How are emerging technologies helping to address the difficulties of international dispute resolution?

A structured claims and dispute management process aligned with the company’s business culture and strategy is a good starting point. It supports risk management and decision-making. Depending on a company’s business operations and activities, the claims and dispute management process includes key elements such as:

  • A high-level policy statement (or a public ‘pledge’) on how the company is ensuring efficient resolution of disputes (including dispute prevention);
  • Concepts and tools to manage, monitor and support early resolution of disputes, e.g.
    • case assessment forms, checklists, guidance notes to retain control over a dispute, as well as to ensure timely responsiveness and internal task allocation,
    • decision trees and mind-maps, reporting tools and
    • agreement templates for dispute settlement.

Such a claims and dispute management process should be flexible and encourage continuous improvements of the process itself, as well as concepts and tools which include the use of legal tech and software solutions.

In what ways do you expect this area of law to develop in the years ahead?

This is a very good question, to which I do not have an answer. As said, business in society is changing. There is a fast-growing number of companies in different industries (including production, retail, finance, insurance etc.) who are committed to becoming net-positive.


A net-positive business approach recognises that, besides reducing negative environmental impacts, a company enhances the positive impacts of its individual and collective business activities – that is, environmentally, socially and economically. There is a strong emphasis on creating long-term value for the company’s business and its stakeholders, including the local society the company operates in. The scale of challenges in future business requires stakeholder collaboration, continuous innovation and transformative partnerships.

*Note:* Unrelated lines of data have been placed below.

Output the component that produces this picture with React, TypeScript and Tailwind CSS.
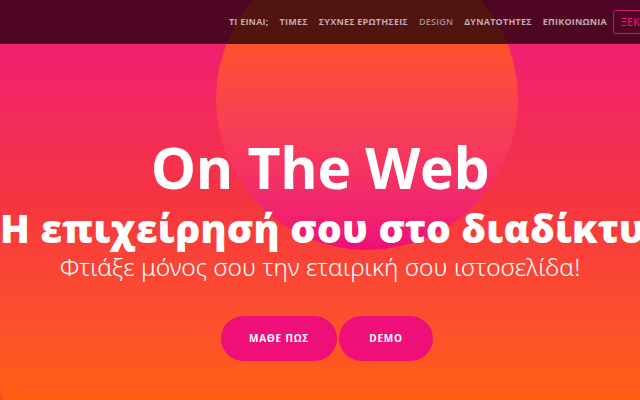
import React from "react";

const navItems = [
  { label: "ΤΙ ΕΙΝΑΙ;", cls: "text-[#c4a9b1] font-bold" },
  { label: "ΤΙΜΕΣ", cls: "text-[#c4a9b1] font-bold" },
  { label: "ΣΥΧΝΕΣ ΕΡΩΤΗΣΕΙΣ", cls: "text-[#c4a9b1] font-bold" },
  { label: "DESIGN", cls: "text-[#a88d95] font-semibold" },
  { label: "ΔΥΝΑΤΟΤΗΤΕΣ", cls: "text-[#c4a9b1] font-bold" },
  { label: "ΕΠΙΚΟΙΝΩΝΙΑ", cls: "text-[#c4a9b1] font-bold" },
];

export default function App() {
  return (
    <div
      className="relative w-full h-[400px] overflow-hidden bg-gradient-to-b from-[#f0127c] via-[#f6343f] to-[#ff5f12]"
      style={{ fontFamily: '"Open Sans", "Noto Sans", sans-serif' }}
    >
      {/* decorative circles */}
      <div className="absolute left-[216px] top-[-52px] w-[302px] h-[302px] rounded-full bg-gradient-to-b from-[#ff5322] from-[28%] to-[#ee0c78]" />
      <div className="absolute left-[-275px] top-[325px] w-[300px] h-[300px] rounded-full bg-[#fd4c20]" />

      {/* header */}
      <header className="absolute top-0 left-0 right-0 h-[44px] bg-[#1c0008]/[0.76] flex items-center justify-end z-10">
        <nav className="flex items-center gap-[11px] mr-[-53px]">
          {navItems.map((n) => (
            <a
              key={n.label}
              className={`text-[9px] tracking-[0.025em] whitespace-nowrap ${n.cls}`}
            >
              {n.label}
            </a>
          ))}
          <a className="ml-[-5px] w-[80px] h-[24px] px-[7px] flex items-center border border-[#d0106a] rounded-[3px] text-[#e8127a] text-[10px] font-semibold tracking-[0.05em] whitespace-nowrap overflow-hidden">
            ΞΕΚΙΝΗΣΤΕ
          </a>
        </nav>
      </header>

      {/* hero */}
      <main className="relative flex flex-col items-stretch pt-[131px] text-white">
        <h1 className="text-center text-[57px] font-bold leading-[72px] tracking-[-0.005em]">
          On The Web
        </h1>
        <h2 className="text-center whitespace-nowrap text-[39px] font-extrabold leading-[46px] mt-[2px] tracking-[0.005em]">
          Η επιχείρησή σου στο διαδίκτυο
        </h2>
        <p
          className="text-center whitespace-nowrap text-[24.5px] font-light leading-[32px]"
          style={{ fontFamily: '"Noto Sans", "Open Sans", sans-serif' }}
        >
          Φτιάξε μόνος σου την εταιρική σου ιστοσελίδα!
        </p>
        <div className="flex justify-center gap-[2px] mt-[33px] pl-[14px]">
          <a className="w-[116px] h-[45px] rounded-full bg-[#ee0f78] flex items-center justify-center text-[10px] font-bold tracking-[0.08em]">
            ΜΑΘΕ ΠΩΣ
          </a>
          <a className="w-[94px] h-[45px] rounded-full bg-[#ee0f78] flex items-center justify-center text-[10px] font-bold tracking-[0.08em]">
            DEMO
          </a>
        </div>
      </main>
    </div>
  );
}
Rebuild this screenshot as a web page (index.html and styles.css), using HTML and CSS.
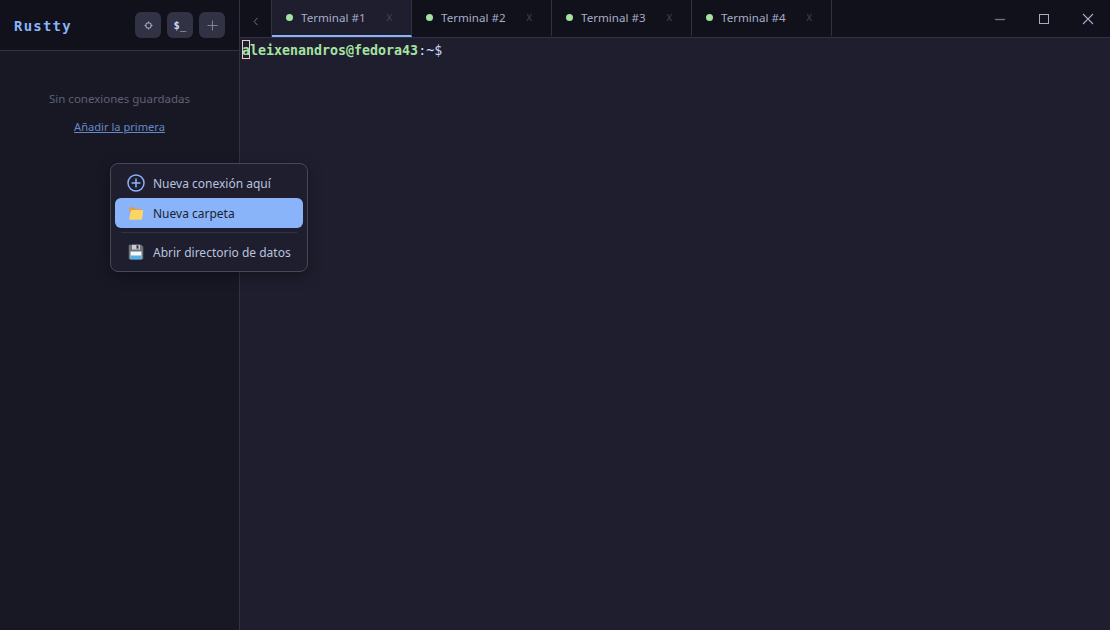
FILE: index.html
```html
<!DOCTYPE html>
<html lang="es">
<head>
<meta charset="utf-8">
<title>Rustty</title>
<link rel="stylesheet" href="styles.css">
</head>
<body>
<div class="app">
  <aside class="sidebar">
    <header class="side-head">
      <span class="brand">Rustty</span>
      <div class="side-actions">
        <button class="icon-btn"><svg width="9" height="9" viewBox="0 0 9 9" class="glyph gear"><rect x="2" y="2" width="5" height="5" rx="1.6" fill="none" stroke="currentColor" stroke-width="1.1"/><path d="M4.5 0.5V2M4.5 7V8.5M0.5 4.5H2M7 4.5H8.5" stroke="currentColor" stroke-width="1"/></svg></button>
        <button class="icon-btn prompt">$<span class="under">_</span></button>
        <button class="icon-btn"><svg width="11" height="11" viewBox="0 0 11 11" class="glyph dim"><path d="M5.5 0.5V10.5M0.5 5.5H10.5" stroke="currentColor" stroke-width="1"/></svg></button>
      </div>
    </header>
    <div class="empty">
      <p class="empty-text">Sin conexiones guardadas</p>
      <a class="empty-link" href="#">Añadir la primera</a>
    </div>
  </aside>
  <main class="main">
    <nav class="tabbar">
      <button class="tab-back"><svg width="6" height="9" viewBox="0 0 6 9"><path d="M4.5 0.8L1.2 4.5L4.5 8.2" fill="none" stroke="currentColor" stroke-width="1"/></svg></button>
      <div class="tab active"><span class="dot"></span><span class="tab-title">Terminal #1</span><span class="tab-x">X</span></div>
      <div class="tab"><span class="dot"></span><span class="tab-title">Terminal #2</span><span class="tab-x">X</span></div>
      <div class="tab"><span class="dot"></span><span class="tab-title">Terminal #3</span><span class="tab-x">X</span></div>
      <div class="tab"><span class="dot"></span><span class="tab-title">Terminal #4</span><span class="tab-x">X</span></div>
      <div class="win-controls">
        <button class="win-btn"><svg width="12" height="12" viewBox="0 0 12 12"><path d="M1 6.5H11" stroke="#6c7086" stroke-width="1.4"/></svg></button>
        <button class="win-btn"><svg width="12" height="12" viewBox="0 0 12 12"><rect x="1.5" y="1.5" width="9" height="9" fill="none" stroke="#a6adc8" stroke-width="1"/></svg></button>
        <button class="win-btn"><svg width="12" height="12" viewBox="0 0 12 12"><path d="M1 1L11 11M11 1L1 11" stroke="#a6adc8" stroke-width="1.1"/></svg></button>
      </div>
    </nav>
    <section class="terminal"><span class="cursor-cell"><span class="cursor"></span><b class="user first">a</b></span><b class="user">leixenandros@fedora43</b><span class="path">:~$</span></section>
  </main>
  <div class="menu">
    <div class="menu-item"><svg class="menu-icon" width="18" height="18" viewBox="0 0 18 18"><circle cx="9" cy="9" r="8" fill="none" stroke="#89b4fa" stroke-width="1.5"/><path d="M9 4.6V13.4M4.6 9H13.4" stroke="#89b4fa" stroke-width="1.5"/></svg><span>Nueva conexión aquí</span></div>
    <div class="menu-item selected"><svg class="menu-icon" width="15" height="14" viewBox="0 0 15 14"><path d="M1 3A1.5 1.5 0 0 1 2.5 1.2H5L6.6 3H12.5A1 1 0 0 1 13.5 4V6H1Z" fill="#e59d37"/><path d="M0.6 13L2.4 4.8A1 1 0 0 1 3.4 4H14A0.7 0.7 0 0 1 14.7 4.8L13.6 13A1 1 0 0 1 12.6 13.8H1.4A0.8 0.8 0 0 1 0.6 13Z" fill="#fbd566"/></svg><span>Nueva carpeta</span></div>
    <div class="menu-sep"></div>
    <div class="menu-item"><svg class="menu-icon" width="15" height="15" viewBox="0 0 15 15"><path d="M0 1A1 1 0 0 1 1 0H12.5L15 2.5V14A1 1 0 0 1 14 15H1A1 1 0 0 1 0 14Z" fill="#6f7278"/><rect x="3.5" y="0" width="8" height="5" fill="#c9ccd2"/><rect x="8" y="0.8" width="2" height="3.4" fill="#33363d"/><rect x="2" y="7" width="11" height="8" fill="#f6f7f9"/><rect x="2" y="11" width="11" height="4" fill="#4fb1ea"/></svg><span>Abrir directorio de datos</span></div>
  </div>
</div>
</body>
</html>
```

FILE: styles.css
```css
* { box-sizing: border-box; }
html, body { margin: 0; height: 100%; overflow: hidden; }
body { background: #1e1e2e; color: #cdd6f4; font-family: "Noto Sans", sans-serif; font-size: 12px; }
button { border: 0; padding: 0; background: none; color: inherit; font: inherit; }

.app { position: relative; display: flex; width: 1110px; height: 630px; }

.sidebar { width: 240px; flex: none; background: #181825; border-right: 1px solid #313244; display: flex; flex-direction: column; }
.side-head { height: 51px; flex: none; background: #11111b; border-bottom: 1px solid #313244; display: flex; align-items: center; justify-content: space-between; padding: 0 14px; }
.brand { font-family: "DejaVu Sans Mono", monospace; font-weight: 700; font-size: 14px; letter-spacing: 1.2px; color: #89b4fa; padding-top: 2px; }
.side-actions { display: flex; gap: 6px; }
.icon-btn { width: 26px; height: 26px; border-radius: 6px; background: #313244; color: #cdd6f4; display: flex; align-items: center; justify-content: center; }
.prompt { font-family: "DejaVu Sans Mono", monospace; font-weight: 700; font-size: 10.5px; letter-spacing: 0.2px; }
.under { font-weight: 400; }
.glyph { display: block; }
.gear { color: #a6adc8; }
.dim { color: #7f849c; }

.empty { display: flex; flex-direction: column; align-items: center; padding-top: 40px; }
.empty-text { margin: 0 0 11px; font-size: 11.5px; line-height: 16px; color: #5e6175; }
.empty-link { font-size: 11.1px; line-height: 17px; color: #6488c8; text-decoration: underline; }

.main { flex: 1; min-width: 0; display: flex; flex-direction: column; }
.tabbar { height: 38px; flex: none; background: #11111b; border-bottom: 1px solid #313244; display: flex; }
.tab-back { width: 32px; flex: none; display: flex; align-items: center; justify-content: center; color: #6c7086; border-right: 1px solid #313244; padding-top: 5px; }
.tab { width: 140px; flex: none; border-right: 1px solid #313244; display: flex; align-items: center; padding: 0 19px 0 14px; color: #a6adc8; border-bottom: 2px solid transparent; }
.tab.active { background: #1e1e2e; border-bottom-color: #89b4fa; }
.dot { width: 7px; height: 7px; border-radius: 50%; background: #a6e3a1; flex: none; margin-right: 8px; }
.tab-title { flex: 1; font-size: 11.6px; line-height: 18px; padding-top: 1px; white-space: nowrap; }
.tab-x { color: #45475a; font-size: 9.5px; line-height: 16px; }
.win-controls { margin-left: auto; display: flex; }
.win-btn { width: 44px; height: 37px; display: flex; align-items: center; justify-content: center; }

.terminal { padding: 5px 2px; font-family: "DejaVu Sans Mono", monospace; font-size: 13.3px; line-height: 16px; white-space: pre; }
.user { color: #a6e3a1; font-weight: 700; }
.path { color: #cdd6f4; }
.cursor-cell { position: relative; display: inline-block; }
.first { position: relative; }
.cursor { position: absolute; left: 0; top: -3px; width: 8px; height: 19px; border: 1px solid #e8cfc8; }

.menu { position: absolute; left: 110px; top: 163px; width: 198px; height: 109px; padding: 4px; background: #1e1e2e; border: 1px solid #45475a; border-radius: 8px; box-shadow: 0 4px 14px rgba(0,0,0,.35); }
.menu-item { height: 30px; display: flex; align-items: center; padding-left: 38px; position: relative; border-radius: 6px; color: #bac2de; font-size: 12px; white-space: nowrap; }
.menu-item.selected { background: #89b4fa; color: #1e1e2e; }
.menu-icon { position: absolute; left: 21px; top: 50%; transform: translate(-50%, -50%); }
.menu-sep { height: 1px; background: #313244; margin: 4px 6px 4px; }
```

All this, in my mind, will also have a major impact on future international dispute resolution processes. We will see the growing importance of conflict avoidance, early case assessments and modelling, and case-specific process designs aimed at resolving disputes through mechanisms like arbitration proceedings or mediation prior to litigation. Responsible business conduct is aligned with access to justice and due process. Such a new approach to claims and dispute management creates long-term value for share- and stakeholders.


Ralf Lindbäck, Managing Counsel – Dispute, Insurance and Trade Management

Wärtsilä Corporation

Tel: +358 40 830 7706



Ralf Lindbäck specialises in legal matters relating to the energy sector as well as the maritime and offshore industry. He has extensive experience as in-house counsel for Wärtsilä Corporation, a stock-listed international company. This work has given Ralf considerable involvement in structuring international transactions, including long-term services agreements. Working with foreign administrations and global clients has further broadened his understanding of different legal systems, while also enhancing his reputation and track record in international dispute prevention and resolution.

Ralf’s curriculum includes postgraduate studies in maritime law as well as North Sea oil and gas law (University of Oslo, Norway), management (IMD, Switzerland) and international dispute resolution (University of Geneva, Switzerland). He is a regular speaker at conferences and an internationally qualified/accredited mediator (IMI, CEDR, CIArb and SCCM). Ralf Lindbäck continues to work with ICC in its Task Forces on ADR and arbitration introducing, amongst others, recommendations how to enhance early resolution to avoid escalation of multi-party conflicts related to international transactions, sustainability and climate change. International recognitions of his merits include the Financial Times Innovative Lawyers Award - Europe (2018). Ralf Lindbäck is a Board Member of Woima Corporation, Finland.